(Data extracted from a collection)
● ● ●
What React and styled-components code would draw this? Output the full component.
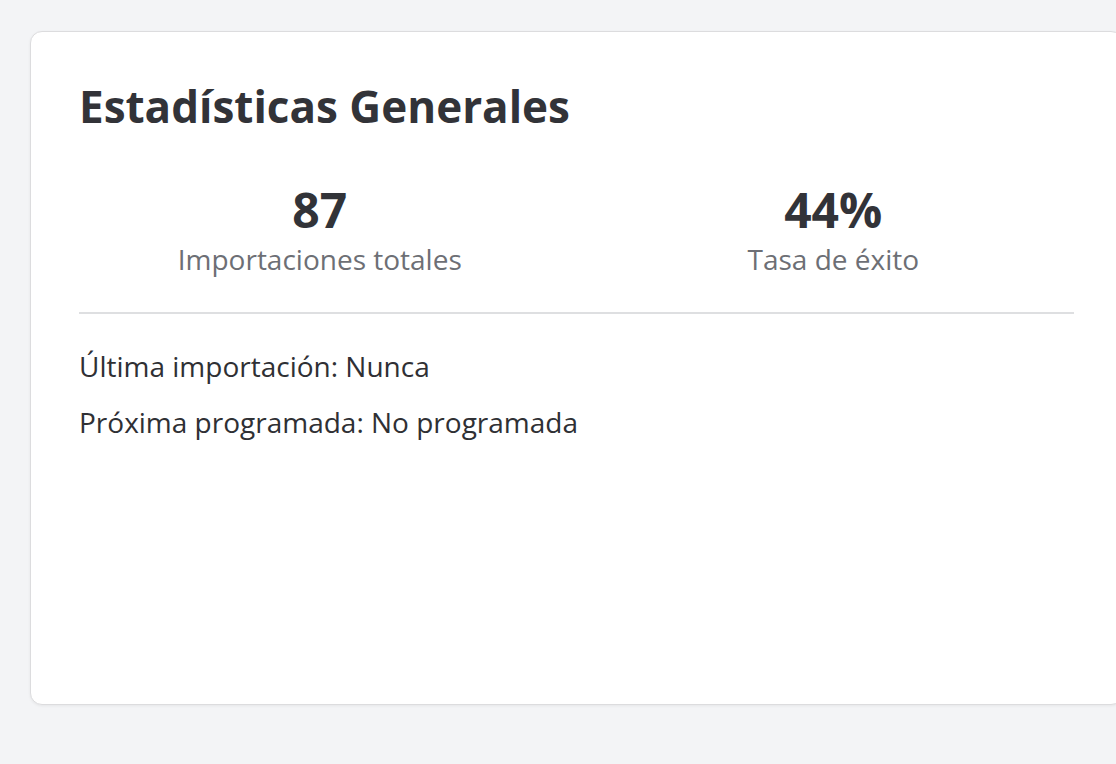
import React from 'react';
import styled, { createGlobalStyle } from 'styled-components';

const GlobalStyle = createGlobalStyle`
    html,
    body {
        margin: 0;
        padding: 0;
        background: #f3f4f6;
        overflow: hidden;
    }

    body {
        font-family: 'Open Sans', 'Noto Sans', sans-serif;
        color: #333438;
    }
`;

const StyledPage = styled.main`
    padding: 31px 0 0 30px;
    width: 1200px;
    height: 764px;
    box-sizing: border-box;
`;

const StyledCard = styled.section`
    box-sizing: border-box;
    width: 1093px;
    height: 674px;
    padding: 48px;
    background: #ffffff;
    border: 1px solid #dcdcde;
    border-radius: 12px;
    box-shadow: 0 1px 3px rgba(0, 0, 0, 0.06);
`;

const StyledTitle = styled.h2`
    margin: 0 0 48px;
    font-size: 44px;
    font-weight: 700;
    line-height: 1.2;
    color: #323338;
`;

const StyledStats = styled.div`
    display: grid;
    grid-template-columns: 1fr 1fr;
    gap: 32px;
    padding-bottom: 32px;
    border-bottom: 2px solid #dedfe1;
`;

const StyledStat = styled.div`
    text-align: center;
`;

const StyledValue = styled.div`
    font-size: 48px;
    font-weight: 700;
    line-height: 1.2;
    color: #323338;
`;

const StyledLabel = styled.div`
    font-size: 28px;
    line-height: 1.5;
    color: #6d6f75;
`;

const StyledInfo = styled.div`
    display: flex;
    flex-direction: column;
    gap: 14px;
    padding-top: 31px;
`;

const StyledLine = styled.p`
    margin: 0;
    font-size: 28px;
    line-height: 1.5;
    color: #2f3034;
`;

const stats = [
    { value: '87', label: 'Importaciones totales' },
    { value: '44%', label: 'Tasa de éxito' },
];

const App = () => (
    <>
        <GlobalStyle />
        <StyledPage>
            <StyledCard>
                <StyledTitle>Estadísticas Generales</StyledTitle>

                <StyledStats>
                    {stats.map(stat => (
                        <StyledStat key={stat.label}>
                            <StyledValue>{stat.value}</StyledValue>
                            <StyledLabel>{stat.label}</StyledLabel>
                        </StyledStat>
                    ))}
                </StyledStats>

                <StyledInfo>
                    <StyledLine>Última importación: Nunca</StyledLine>
                    <StyledLine>Próxima programada: No programada</StyledLine>
                </StyledInfo>
            </StyledCard>
        </StyledPage>
    </>
);

export default App;
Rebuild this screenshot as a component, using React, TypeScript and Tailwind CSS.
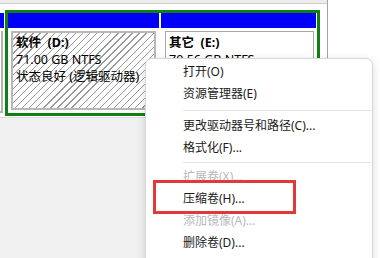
import React from "react";

type Item = { label: string; disabled?: boolean } | { sep: number };

const menuItems: Item[] = [
  { label: "打开(O)" },
  { label: "资源管理器(E)" },
  { sep: 10 },
  { label: "更改驱动器号和路径(C)..." },
  { label: "格式化(F)..." },
  { sep: 7 },
  { label: "扩展卷(X)...", disabled: true },
  { label: "压缩卷(H)..." },
  { label: "添加镜像(A)...", disabled: true },
  { label: "删除卷(D)..." },
];

const ContextMenu = () => {
  return (
    <div className="absolute left-[145px] top-[58px] w-[228px] h-[220px] bg-white border border-[#d6d6d6] rounded-t-[7px] shadow-[0_2px_8px_rgba(0,0,0,0.14)] pt-[2px] pr-[1px]">
      {menuItems.map((it, i) =>
        "sep" in it ? (
          <div
            key={i}
            className="flex items-center pl-[37px]"
            style={{ height: it.sep }}
          >
            <div className="h-px w-full bg-[#e3e3e3]" />
          </div>
        ) : (
          <div
            key={i}
            className={
              it.disabled
                ? "h-[22px] leading-[22px] pl-[37px] text-[#b9b9b9]"
                : "h-[22px] leading-[22px] pl-[37px] text-[#1b1b1b]"
            }
          >
            {it.label}
          </div>
        )
      )}
    </div>
  );
};

const App = () => {
  return (
    <div className="relative w-[380px] h-[258px] overflow-hidden bg-white text-[12px] text-black font-['Noto_Sans','Noto_Sans_CJK_SC',sans-serif]">
      <div className="flex h-full">
        <div className="w-[328px] flex flex-col border-r border-[#a3a3a3]">
          <div className="h-[4px] bg-[#ededed] border-b border-[#cdcdcd]" />
          <div className="flex items-start pt-[6px] pb-[1px] bg-white">
            {/* cut-off partition on the left */}
            <div className="w-[4px] flex flex-col pt-[3px]">
              <div className="h-[15px] bg-[#0000f8]" />
              <div className="mt-[3px] h-[82px] w-[3px] border-r-2 border-b-2 border-[#b4b4b4]" />
            </div>
            <div className="ml-[1px] w-[315px] h-[106px] border-[3px] border-[#117f11] flex gap-[2px] bg-white text-[12.5px]">
              <div className="w-[151px] flex flex-col">
                <div className="h-[15px] bg-[#0000f8]" />
                <div className="flex-1 p-[3px]">
                  <div className="h-full border-2 border-[#b8b8b8] pl-[3px] pt-[1px] leading-[17px] bg-[image:repeating-linear-gradient(135deg,#ffffff_0px,#ffffff_4px,#9a9a9a_4px,#9a9a9a_5px)]">
                    <div className="font-bold whitespace-pre">软件  (D:)</div>
                    <div>71.00 GB NTFS</div>
                    <div>状态良好 (逻辑驱动器)</div>
                  </div>
                </div>
              </div>
              <div className="flex-1 flex flex-col">
                <div className="h-[15px] bg-[#0000f8] mr-[1px]" />
                <div className="flex-1 pt-[3px] pb-[3px] pl-[4px] pr-[3px]">
                  <div className="h-full border border-[#a8a8a8] pl-[3px] pt-[2px] leading-[17px] bg-white">
                    <div className="font-bold whitespace-pre">其它  (E:)</div>
                    <div>70.56 GB NTFS</div>
                  </div>
                </div>
              </div>
            </div>
          </div>
          <div className="flex-1 bg-[#f0f0f0] border-t border-[#dcdcdc]" />
        </div>
        <div className="flex-1 bg-white" />
      </div>

      <ContextMenu />

      {/* highlight annotation */}
      <div className="absolute left-[153px] top-[180px] w-[143px] h-[34px] border-[3px] border-[#e0393b]" />
    </div>
  );
};

export default App;
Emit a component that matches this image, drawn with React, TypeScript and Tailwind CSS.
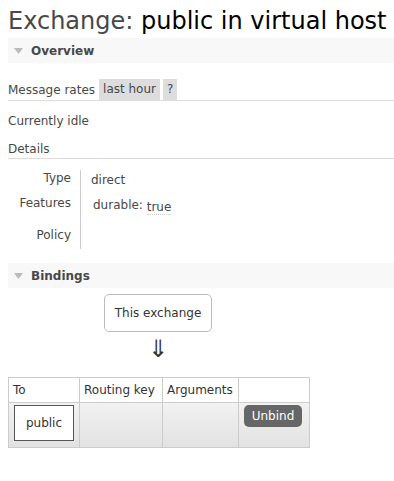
const font = { fontFamily: '"DejaVu Sans", Verdana, sans-serif' };

function SectionBar({ title }: { title: string }) {
  return (
    <div className="flex items-center h-[25px] bg-[#f8f8f8] pl-[6px]">
      <svg width="9" height="6" viewBox="0 0 9 6" className="mr-[8px]">
        <polygon points="0,0 9,0 4.5,6" fill="#bbbbbb" />
      </svg>
      <span className="text-[12px] font-bold text-[#484848]">{title}</span>
    </div>
  );
}

export default function App() {
  return (
    <div className="w-[394px] h-[481px] bg-white text-[#484848] pl-[8px] overflow-hidden" style={font}>
      <h1 className="text-[24px] leading-[30px] pt-[6px] text-[#484848] whitespace-nowrap">
        Exchange: <span className="text-black">public in virtual host</span>
      </h1>

      <div className="mt-[2px]">
        <SectionBar title="Overview" />
      </div>

      <div className="mt-[16px] flex items-center h-[22px] border-b border-[#dddddd] text-[12px]">
        <span className="mr-[4px]">Message rates</span>
        <span className="bg-[#dddddd] px-[4px] h-[21px] leading-[21px] mr-[3px]">last hour</span>
        <span className="bg-[#dddddd] px-[4px] h-[21px] leading-[21px]">?</span>
      </div>

      <p className="text-[12px] mt-[12px] leading-[16px]">Currently idle</p>

      <div className="mt-[12px] text-[12px] leading-[16px] pb-[1px] border-b border-[#dddddd]">Details</div>

      <div className="flex mt-[11px] text-[12px]">
        <div className="w-[63px] text-right flex flex-col">
          <span className="h-[25px] leading-[16px]">Type</span>
          <span className="h-[32px] leading-[16px]">Features</span>
          <span className="h-[22px] leading-[16px]">Policy</span>
        </div>
        <div className="ml-[9px] border-l border-[#cccccc] pl-[10px] flex flex-col pt-[2px]">
          <span className="h-[25px] leading-[16px]">direct</span>
          <span className="h-[32px] leading-[16px] pl-[2px]">
            durable:{' '}
            <span className="inline-block translate-y-[2px] border-b border-dotted border-[#cccccc] leading-[14px]">true</span>
          </span>
          <span className="h-[20px]" />
        </div>
      </div>

      <div className="mt-[14px]">
        <SectionBar title="Bindings" />
      </div>

      <div className="w-[302px] flex flex-col items-center">
        <div className="mt-[6px] border border-[#bbbbbb] rounded-[5px] w-[108px] h-[38px] flex items-center justify-center text-[12px] text-[#333333] mr-[2px]">
          This exchange
        </div>
        <div className="text-[24px] leading-[26px] mt-[4px] text-[#333333] mr-[2px]">⇓</div>
      </div>

      <table className="mt-[15px] border-collapse text-[12px] text-[#333333]">
        <thead>
          <tr className="h-[25px] bg-white">
            <th className="border border-[#cccccc] font-normal text-left px-[4px] w-[71px]">To</th>
            <th className="border border-[#cccccc] font-normal text-left px-[4px] w-[83px]">Routing key</th>
            <th className="border border-[#cccccc] font-normal text-left px-[4px] w-[76px]">Arguments</th>
            <th className="border border-[#cccccc] font-normal w-[71px]"></th>
          </tr>
        </thead>
        <tbody>
          <tr className="h-[45px] bg-gradient-to-b from-[#f2f2f2] to-[#e2e2e2]">
            <td className="border border-[#cccccc] p-[2px] pl-[5px] align-top">
              <div className="bg-white border border-[#555555] w-[60px] h-[36px] flex items-center justify-center">public</div>
            </td>
            <td className="border border-[#cccccc]"></td>
            <td className="border border-[#cccccc]"></td>
            <td className="border border-[#cccccc] align-top pt-[2px] pl-[5px]">
              <button className="bg-[#666666] text-white rounded-[5px] w-[58px] h-[22px] text-[12px]">Unbind</button>
            </td>
          </tr>
        </tbody>
      </table>
    </div>
  );
}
● ● ●
• **Task to carry out**: Without the pictures, repeat the entries above line by line, from the first through the one that contains "</StyledStats>", both ends included.

• **Complete answer**:
What React and styled-components code would draw this? Output the full component.
import React from 'react';
import styled, { createGlobalStyle } from 'styled-components';

const GlobalStyle = createGlobalStyle`
    html,
    body {
        margin: 0;
        padding: 0;
        background: #f3f4f6;
        overflow: hidden;
    }

    body {
        font-family: 'Open Sans', 'Noto Sans', sans-serif;
        color: #333438;
    }
`;

const StyledPage = styled.main`
    padding: 31px 0 0 30px;
    width: 1200px;
    height: 764px;
    box-sizing: border-box;
`;

const StyledCard = styled.section`
    box-sizing: border-box;
    width: 1093px;
    height: 674px;
    padding: 48px;
    background: #ffffff;
    border: 1px solid #dcdcde;
    border-radius: 12px;
    box-shadow: 0 1px 3px rgba(0, 0, 0, 0.06);
`;

const StyledTitle = styled.h2`
    margin: 0 0 48px;
    font-size: 44px;
    font-weight: 700;
    line-height: 1.2;
    color: #323338;
`;

const StyledStats = styled.div`
    display: grid;
    grid-template-columns: 1fr 1fr;
    gap: 32px;
    padding-bottom: 32px;
    border-bottom: 2px solid #dedfe1;
`;

const StyledStat = styled.div`
    text-align: center;
`;

const StyledValue = styled.div`
    font-size: 48px;
    font-weight: 700;
    line-height: 1.2;
    color: #323338;
`;

const StyledLabel = styled.div`
    font-size: 28px;
    line-height: 1.5;
    color: #6d6f75;
`;

const StyledInfo = styled.div`
    display: flex;
    flex-direction: column;
    gap: 14px;
    padding-top: 31px;
`;

const StyledLine = styled.p`
    margin: 0;
    font-size: 28px;
    line-height: 1.5;
    color: #2f3034;
`;

const stats = [
    { value: '87', label: 'Importaciones totales' },
    { value: '44%', label: 'Tasa de éxito' },
];

const App = () => (
    <>
        <GlobalStyle />
        <StyledPage>
            <StyledCard>
                <StyledTitle>Estadísticas Generales</StyledTitle>

                <StyledStats>
                    {stats.map(stat => (
                        <StyledStat key={stat.label}>
                            <StyledValue>{stat.value}</StyledValue>
                            <StyledLabel>{stat.label}</StyledLabel>
                        </StyledStat>
                    ))}
                </StyledStats>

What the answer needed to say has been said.